4 - The mid-eighteenth-century novel
Published online by Cambridge University Press: 18 December 2009
Summary
Daniel Defoe's Robinson Crusoe can be read as a classic study of individualistic, economic man. Isolated on his island, cut off from the ‘cash nexus’, Crusoe's activities reveal what man is able to achieve through labour, but also the extent to which the lives of Defoe's contemporaries depended on a complex interdependent system. As Crusoe works away at his pots and pans, his table, his bread and so on, he becomes increasingly proud of his small but self-sufficient economy. We are told that ‘it was a great pleasure to me to see all my Goods in such Order, and especially to find my stock of all Necessaries so great’. Yet at the same time the bizarre nature of the figure that Crusoe cuts, in his goatskin cap and floppy shoes, reinforces the distance between this primitive economy and the complex economic system.

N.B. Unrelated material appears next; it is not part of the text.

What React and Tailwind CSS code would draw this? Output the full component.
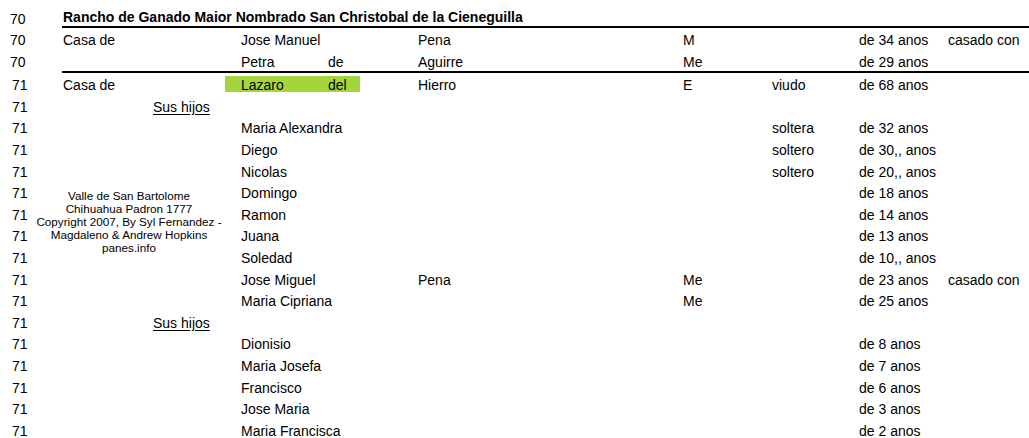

Crusoe can provide for his wants, but the extreme difficulty of doing so continually leads him to reflect on the advantages of the modern interdependent state:
'tis a little wonderful, and what I believe few People have thought much upon, (viz.) the strange multitude of little Things necessary in the Providing, Producing, Curing, Dressing, Making and Finishing this one Article of Bread.
I that was reduced to a meer State of Nature, found this to my daily Discouragement.
Moreover, Crusoe is not actually in a state of nature.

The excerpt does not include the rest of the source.